Konteks Regulasi Singkat
PBB Perdesaan dan Perkotaan (PBB-P2) berada di kewenangan pemerintah kabupaten/kota. Penetapan besaran didasarkan pada NJOP dengan ruang kebijakan daerah melalui peraturan kepala daerah/perda. Karena itu, variasi kebijakan antar-daerah terjadi dan perlu koridor pusat yang jelas agar tidak menimbulkan disparitas yang tak wajar.
Rekomendasi Praktis (Editorial)
- Jeda Kebijakan & Uji Dampak : Terapkan cooling period di daerah dengan lonjakan tajam; lakukan rapid social impact assessment untuk mengukur efek pada rumah tangga rentan dan UMKM.
- Keringanan Terarah & Skema Cicilan: Perluas pengurangan/ pembebasan untuk rumah sederhana, petani kecil, pensiunan, disertai opsi cicilan tanpa denda bagi wajib pajak yang terdampak.

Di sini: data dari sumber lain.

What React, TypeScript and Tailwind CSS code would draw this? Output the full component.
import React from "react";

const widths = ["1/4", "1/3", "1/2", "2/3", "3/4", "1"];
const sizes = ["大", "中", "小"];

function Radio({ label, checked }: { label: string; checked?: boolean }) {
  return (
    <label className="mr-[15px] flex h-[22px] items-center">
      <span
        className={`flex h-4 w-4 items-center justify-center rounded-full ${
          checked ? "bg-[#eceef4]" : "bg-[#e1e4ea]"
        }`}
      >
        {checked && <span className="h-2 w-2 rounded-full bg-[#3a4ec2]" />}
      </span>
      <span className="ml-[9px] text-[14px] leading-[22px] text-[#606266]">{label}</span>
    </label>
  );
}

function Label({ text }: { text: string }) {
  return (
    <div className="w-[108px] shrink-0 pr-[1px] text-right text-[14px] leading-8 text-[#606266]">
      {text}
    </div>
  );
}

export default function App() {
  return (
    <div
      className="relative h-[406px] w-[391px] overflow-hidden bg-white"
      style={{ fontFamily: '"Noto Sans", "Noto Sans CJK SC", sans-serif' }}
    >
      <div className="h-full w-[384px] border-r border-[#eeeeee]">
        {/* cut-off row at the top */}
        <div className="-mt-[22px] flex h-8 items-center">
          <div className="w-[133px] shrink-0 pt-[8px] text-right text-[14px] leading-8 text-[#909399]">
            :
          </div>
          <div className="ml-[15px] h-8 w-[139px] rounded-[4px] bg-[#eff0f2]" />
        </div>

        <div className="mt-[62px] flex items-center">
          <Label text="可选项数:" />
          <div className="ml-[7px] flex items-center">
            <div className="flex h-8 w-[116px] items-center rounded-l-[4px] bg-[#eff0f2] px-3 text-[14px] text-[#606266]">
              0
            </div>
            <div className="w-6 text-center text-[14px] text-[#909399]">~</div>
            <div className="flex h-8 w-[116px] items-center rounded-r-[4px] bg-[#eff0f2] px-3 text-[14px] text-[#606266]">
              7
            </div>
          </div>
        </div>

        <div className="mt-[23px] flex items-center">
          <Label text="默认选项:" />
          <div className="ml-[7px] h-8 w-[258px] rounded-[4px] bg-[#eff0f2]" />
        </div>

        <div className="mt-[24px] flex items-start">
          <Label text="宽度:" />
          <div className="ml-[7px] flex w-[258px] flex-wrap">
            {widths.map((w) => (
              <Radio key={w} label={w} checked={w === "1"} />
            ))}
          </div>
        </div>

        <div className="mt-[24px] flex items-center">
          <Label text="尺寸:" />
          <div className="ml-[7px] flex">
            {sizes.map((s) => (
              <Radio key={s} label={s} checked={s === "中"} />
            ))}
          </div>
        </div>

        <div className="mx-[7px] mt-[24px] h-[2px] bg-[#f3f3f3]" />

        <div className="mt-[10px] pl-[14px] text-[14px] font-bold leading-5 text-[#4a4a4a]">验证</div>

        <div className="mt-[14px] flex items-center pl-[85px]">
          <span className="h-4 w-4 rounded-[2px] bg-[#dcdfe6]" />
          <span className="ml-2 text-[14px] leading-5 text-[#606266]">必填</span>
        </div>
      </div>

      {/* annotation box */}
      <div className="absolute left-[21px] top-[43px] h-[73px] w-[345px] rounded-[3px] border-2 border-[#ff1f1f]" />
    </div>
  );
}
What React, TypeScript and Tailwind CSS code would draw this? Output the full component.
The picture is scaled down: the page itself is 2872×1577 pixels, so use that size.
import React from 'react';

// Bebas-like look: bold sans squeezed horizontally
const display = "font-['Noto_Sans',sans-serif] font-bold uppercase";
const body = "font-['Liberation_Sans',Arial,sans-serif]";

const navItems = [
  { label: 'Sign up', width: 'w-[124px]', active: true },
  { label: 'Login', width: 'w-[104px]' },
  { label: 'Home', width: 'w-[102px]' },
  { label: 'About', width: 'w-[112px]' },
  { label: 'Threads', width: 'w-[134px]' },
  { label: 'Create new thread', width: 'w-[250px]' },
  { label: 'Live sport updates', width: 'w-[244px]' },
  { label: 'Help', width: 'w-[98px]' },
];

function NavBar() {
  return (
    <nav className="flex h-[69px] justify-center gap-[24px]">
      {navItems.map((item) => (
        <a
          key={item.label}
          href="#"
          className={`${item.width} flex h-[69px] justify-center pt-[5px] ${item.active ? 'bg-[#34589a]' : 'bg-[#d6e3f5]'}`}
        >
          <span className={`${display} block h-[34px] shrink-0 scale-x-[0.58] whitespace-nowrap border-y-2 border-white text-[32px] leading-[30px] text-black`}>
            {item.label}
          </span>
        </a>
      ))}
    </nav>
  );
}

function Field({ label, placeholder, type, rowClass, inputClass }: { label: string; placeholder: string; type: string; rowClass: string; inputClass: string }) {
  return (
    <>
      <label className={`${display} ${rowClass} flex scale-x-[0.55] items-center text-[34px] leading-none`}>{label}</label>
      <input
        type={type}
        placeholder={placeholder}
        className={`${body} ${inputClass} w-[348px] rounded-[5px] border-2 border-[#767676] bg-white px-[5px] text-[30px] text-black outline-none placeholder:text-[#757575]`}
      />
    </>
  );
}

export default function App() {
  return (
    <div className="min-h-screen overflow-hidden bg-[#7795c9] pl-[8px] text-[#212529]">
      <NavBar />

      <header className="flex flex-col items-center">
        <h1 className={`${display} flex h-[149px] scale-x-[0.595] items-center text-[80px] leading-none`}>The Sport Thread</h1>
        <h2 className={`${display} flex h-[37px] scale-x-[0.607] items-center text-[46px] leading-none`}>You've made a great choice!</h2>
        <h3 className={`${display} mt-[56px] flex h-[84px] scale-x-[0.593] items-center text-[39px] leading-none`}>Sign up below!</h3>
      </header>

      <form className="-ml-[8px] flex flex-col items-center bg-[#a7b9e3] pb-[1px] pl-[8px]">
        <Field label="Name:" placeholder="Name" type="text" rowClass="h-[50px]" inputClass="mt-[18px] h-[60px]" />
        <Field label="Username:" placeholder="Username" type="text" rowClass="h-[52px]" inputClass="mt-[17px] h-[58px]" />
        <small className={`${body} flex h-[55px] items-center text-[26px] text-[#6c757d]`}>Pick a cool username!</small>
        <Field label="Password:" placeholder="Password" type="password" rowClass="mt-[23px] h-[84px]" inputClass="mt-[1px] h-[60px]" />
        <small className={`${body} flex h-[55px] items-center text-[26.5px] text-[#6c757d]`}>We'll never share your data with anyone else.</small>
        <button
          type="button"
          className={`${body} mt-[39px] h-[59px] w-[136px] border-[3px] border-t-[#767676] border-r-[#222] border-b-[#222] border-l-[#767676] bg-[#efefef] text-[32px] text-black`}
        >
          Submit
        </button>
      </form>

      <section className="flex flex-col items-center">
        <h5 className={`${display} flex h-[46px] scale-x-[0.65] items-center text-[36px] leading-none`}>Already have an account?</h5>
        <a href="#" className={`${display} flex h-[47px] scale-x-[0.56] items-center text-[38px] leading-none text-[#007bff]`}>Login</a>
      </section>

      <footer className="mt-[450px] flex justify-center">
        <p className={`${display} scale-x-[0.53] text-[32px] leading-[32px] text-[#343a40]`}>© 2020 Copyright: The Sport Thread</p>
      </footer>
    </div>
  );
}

- Standar Transparansi NJOP: Publikasikan metode penilaian, sumber data transaksi, dan peta kenaikan per wilayah—down to tingkat kelurahan/desa—agar publik bisa memeriksa.
- Saluran Keberatan yang Mudah & Cepat: Bangun kanal online–offline yang sederhana, dengan SLA putusan yang pasti dan gratis biaya administrasi untuk kelompok rentan.
- Komunikasi Publik Kolaboratif :Libatkan tokoh agama, ormas, akademisi, dan asosiasi UMKM dalam forum konsultasi sebelum penetapan angka final; sediakan FAQ dan simulasi tagihan berbasis alamat.
- Perbaiki Data & Keadilan Antarsektor : Pastikan aset komersial besar dan lahan nonproduktif berkontribusi proporsional, sehingga beban tidak bertumpu pada rumah tangga kecil.
Penutup : Gelombang protes PBB adalah alarm sosial: pajak memang nadi layanan publik, tetapi legitimasi fiskal lahir dari keadilan, transparansi, dan empati. Jalan tengah ada—kenaikan yang terukur, perlindungan yang nyata, dan dialog yang tulus—agar penerimaan daerah tumbuh tanpa merobek kantong rakyat kecil.